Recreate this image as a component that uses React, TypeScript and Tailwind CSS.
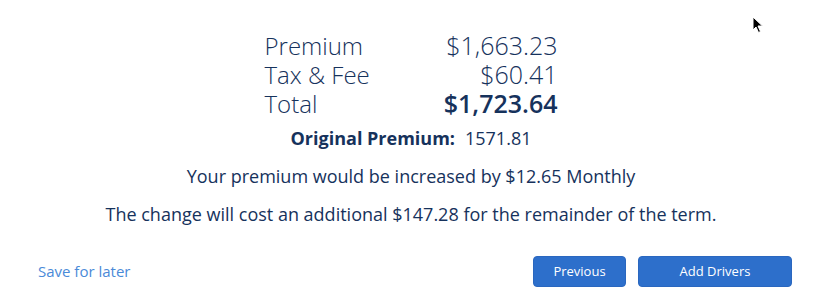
import React from "react";

export default function App() {
  return (
    <div
      className="relative w-[822px] h-[299px] bg-white text-[#16325c] overflow-hidden"
      style={{ fontFamily: "'Open Sans', Lato, sans-serif" }}
    >
      <svg className="absolute left-[752px] top-[16px]" width="12" height="18" viewBox="0 0 12 18">
        <path d="M1 1 L1 14 L4 11 L6.5 16.5 L8.5 15.5 L6 10 L10.5 10 Z" fill="#000" stroke="#fff" strokeWidth="1" />
      </svg>
      <div className="flex flex-col items-center pt-[31px]">
        <div className="grid grid-cols-2 w-[293px] text-[24px] leading-[29px] font-light">
          <div>Premium</div>
          <div className="text-right text-[25px]">$1,663.23</div>
          <div>Tax &amp; Fee</div>
          <div className="text-right text-[25px]">$60.41</div>
          <div>Total</div>
          <div className="text-right font-semibold text-[25px]">$1,723.64</div>
        </div>
        <div className="mt-[8px] text-[18px] leading-[24px]">
          <span className="font-bold">Original Premium:</span>
          <span className="ml-[10px]">1571.81</span>
        </div>
        <div className="mt-[14px] text-[18px] leading-[24px]">
          Your premium would be increased by $12.65 Monthly
        </div>
        <div className="mt-[14px] text-[18px] leading-[24px]">
          The change will cost an additional $147.28 for the remainder of the term.
        </div>
      </div>
      <div className="flex items-center justify-between pl-[38px] pr-[30px] mt-[30px]">
        <a className="text-[#4a8ad8] text-[15px]">Save for later</a>
        <div className="flex gap-[12px]">
          <button className="w-[93px] h-[31px] rounded-[4px] bg-[#2d6fcb] text-white text-[13px] border border-[#2a67bf]">
            Previous
          </button>
          <button className="w-[154px] h-[31px] rounded-[4px] bg-[#2d6fcb] text-white text-[13px] border border-[#2a67bf]">
            Add Drivers
          </button>
        </div>
      </div>
    </div>
  );
}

■ WHAT TO DO
Pick out each line that holds the string "React".

■ RESPONSE TO THE TASK
Recreate this image as a component that uses React, TypeScript and Tailwind CSS.
import React from "react";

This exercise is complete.